Who else is encouraging wise decisioning?Article added by Ernest Falkner III on June 14, 2011
Ernest Falkner III

Ernest Falkner III

Birmingham, AL

Joined: September 20, 2010

This process can be applied to any situation where you need to make an important decision. If you follow these 10 basic steps, you will find yourself making wiser decisions in your professional as well as your personal life.
 
Define, as specifically as possible, what the decision is that needs to be made. Is this really your decision or someone else's? Do you really need to make a decision? (If you do not have at least two options, there is no decision to be made.) When does the decision need to be made? Why is this decision important to you? Who will be affected by this decision? What values does this decision involve for you?
 
Write down as many alternatives as you can think of. Brainstorm as many different alternatives as you can imagine. Let your imagination run free and try not to censure anything; this is not the time to be judgmental. Just be sure to write everything down.
 
Think where you could find more information about possible alternatives. If you only come up with a few alternatives, you may want to get more information. Additional information generally leads to more alternatives. Places where you can look for the information you need include friends, family, clergy, co-workers, state and federal agencies, professional organizations, online services, newspapers, magazines, books, and so on.
 
Check out your alternatives. Once you have a list of alternatives, use the same sources of information to find out more about the specifics of each option. You will find that the more information you gather, the more ideas will pop into your head. Be sure to write these down and check them out too.
 
Sort through all of your alternatives. Now that you have your list of alternatives, it is time to begin evaluating them to see which one works for you. First, write down the values that would come into play for each alternative. Second, look for the alternatives which would allow you to use the greatest number of your values. Third, cross the alternatives off the list which do not fit into your personal value framework.
 
Visualize the outcomes of each alternative. For each remaining alternative on your list, picture what the outcome of that alternative will look like. Here, too, it helps if you write out your impressions.
 
Do a reality check. Which of your remaining alternatives are most likely to happen? Cross off those alternatives that most likely will not happen to you. Which alternative fits you? Review your remaining alternatives and decide which ones feel most comfortable to you. These are your wise decisions. If you are very happy about a decision, but are not as comfortable with its possible outcome, this is a clue that this is not a wise decision for you. On the other hand, you may dislike an alternative, but be very excited about the possible outcome. This decision would probably not be wise for you either. If you feel you can live with both the alternative as well as the possible outcome, this is the wise decision you should follow.
 
Get started!
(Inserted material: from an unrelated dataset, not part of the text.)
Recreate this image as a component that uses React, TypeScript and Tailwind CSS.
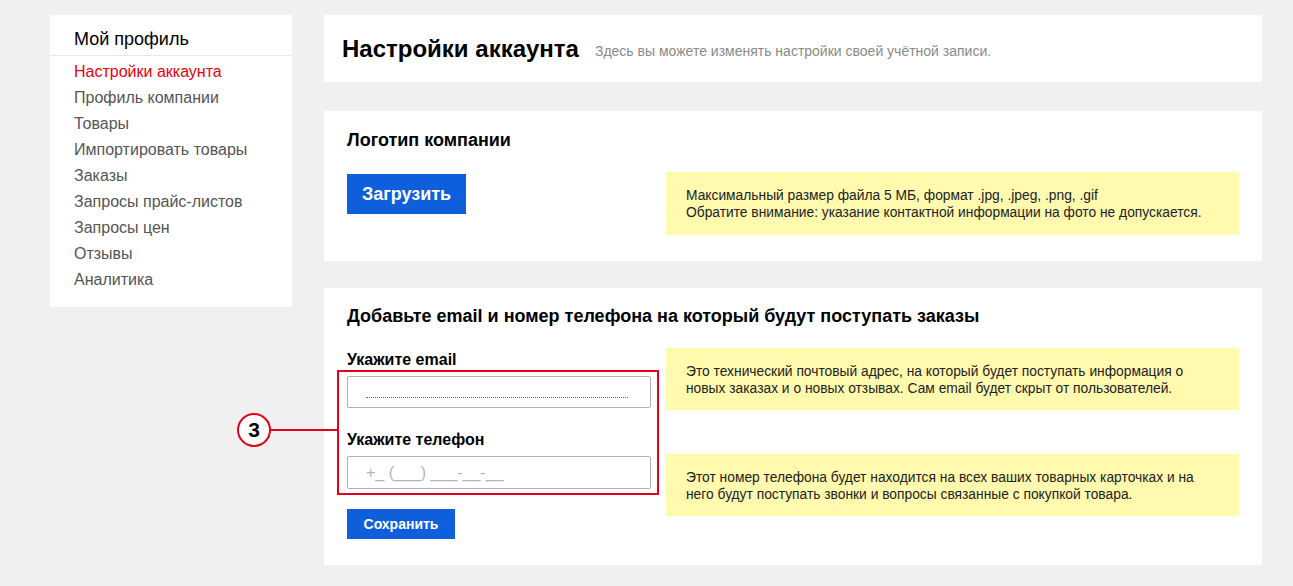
import React from "react";

const menu = [
  "Настройки аккаунта",
  "Профиль компании",
  "Товары",
  "Импортировать товары",
  "Заказы",
  "Запросы прайс-листов",
  "Запросы цен",
  "Отзывы",
  "Аналитика",
];

export default function App() {
  return (
    <div
      className="min-h-[586px] w-full bg-[#f0f0f0] pl-[50px] pt-[15px] pb-[21px] flex gap-[32px] items-start"
      style={{ fontFamily: '"Liberation Sans", Arial, sans-serif' }}
    >
      {/* Sidebar */}
      <div className="w-[242px] bg-white pb-[14px]">
        <div className="h-[41px] border-b border-[#e8e8e8] pl-[24px] flex items-center pt-[8px] text-[18px] text-black">
          Мой профиль
        </div>
        <ul className="pl-[24px] pt-[3px]">
          {menu.map((m, i) => (
            <li
              key={m}
              className={`h-[26px] flex items-center text-[16px] ${
                i === 0 ? "text-[#e8000e]" : "text-[#555555]"
              }`}
            >
              {m}
            </li>
          ))}
        </ul>
      </div>

      {/* Main */}
      <div className="w-[938px] flex flex-col">
        <div className="h-[67px] bg-white pl-[18px] flex items-center gap-[16px] pt-[1px]">
          <h1 className="text-[24px] font-bold text-black">Настройки аккаунта</h1>
          <span className="text-[14px] text-[#8a8a8a] pt-[5px]">
            Здесь вы можете изменять настройки своей учётной записи.
          </span>
        </div>

        <div className="mt-[29px] bg-white px-[23px] pt-[19px] pb-[26px]">
          <h2 className="text-[18px] font-bold text-black leading-[20px]">Логотип компании</h2>
          <div className="mt-[22px] flex gap-[200px]">
            <button className="mt-[2px] w-[119px] h-[40px] bg-[#0f5fdc] text-white font-bold text-[18px]">
              Загрузить
            </button>
            <div className="ml-auto w-[573px] h-[63px] bg-[#fffaad] pl-[20px] pt-[15px] text-[13.8px] leading-[17px] text-[#222]">
              <div>Максимальный размер файла 5 МБ, формат .jpg, .jpeg, .png, .gif</div>
              <div>Обратите внимание: указание контактной информации на фото не допускается.</div>
            </div>
          </div>
        </div>

        <div className="mt-[27px] bg-white px-[23px] pt-[18px] pb-[26px]">
          <h2 className="text-[18px] font-bold text-black leading-[20px]">
            Добавьте email и номер телефона на который будут поступать заказы
          </h2>
          <div className="mt-[22px] flex gap-[15px]">
            <div className="w-[304px] flex flex-col">
              <label className="pt-[3px] h-[21px] text-[16px] font-bold leading-[18px] text-black">
                Укажите email
              </label>
              <div className="relative mt-[7px]">
                <div className="h-[32px] border border-[#b0b0b0] rounded-[2px] flex items-center pl-[18px]">
                  <span className="w-[262px] border-b border-dotted border-[#666] mt-[10px]"></span>
                </div>
                <label className="block mt-[23px] h-[18px] text-[16px] font-bold leading-[18px] text-black">
                  Укажите телефон
                </label>
                <div className="mt-[7px] h-[33px] border border-[#b0b0b0] rounded-[2px] flex items-center pl-[18px] text-[16px] text-[#b5b5b5]">
                  +_ (___) ___-__-__
                </div>
                {/* annotation overlay */}
                <div className="absolute -top-[6px] -left-[10px] -right-[8px] -bottom-[6px] border-2 border-[#e3001b] pointer-events-none"></div>
                <div className="absolute top-[53px] -left-[76px] w-[66px] h-[2px] bg-[#e3001b]"></div>
                <div className="absolute top-[37px] -left-[110px] w-[34px] h-[34px] rounded-full border-2 border-[#e3001b] bg-white flex items-center justify-center text-[21px] font-bold text-black">
                  3
                </div>
              </div>
              <button className="mt-[20px] w-[108px] h-[30px] bg-[#0f5fdc] text-white font-bold text-[14px]">
                Сохранить
              </button>
            </div>
            <div className="w-[573px] flex flex-col gap-[44px]">
              <div className="h-[62px] bg-[#fffaad] pl-[20px] pt-[15px] text-[13.8px] leading-[17px] text-[#222]">
                <div>Это технический почтовый адрес, на который будет поступать информация о</div>
                <div>новых заказах и о новых отзывах. Сам email будет скрыт от пользователей.</div>
              </div>
              <div className="h-[62px] bg-[#fffaad] pl-[20px] pt-[15px] text-[13.8px] leading-[17px] text-[#222]">
                <div>Этот номер телефона будет находится на всех ваших товарных карточках и на</div>
                <div>него будут поступать звонки и вопросы связанные с покупкой товара.</div>
              </div>
            </div>
          </div>
        </div>
      </div>
    </div>
  );
}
Once you have made your decision, get moving on it. Worrying or second-guessing yourself will only cause grief. You have done your very best for the present; you always have the option of changing your mind in the future. Remember, no decision is set in stone.
 
Be sure to review your decision at specified points along the road. Are the outcomes what you expected? Are you happy with the outcomes? Do you want to let the decision stand or would you like to make some adjustments? If the decision did not come out the way you planned, go through the complete decision-making process again. In the process, answer the following questions: Did I not have enough information? What values actually came into play? Were they my values or someone else's?

And guess who wrote the recommendations above? The author is ... the U.S. Small Business Administration

Note: You can always change your mind!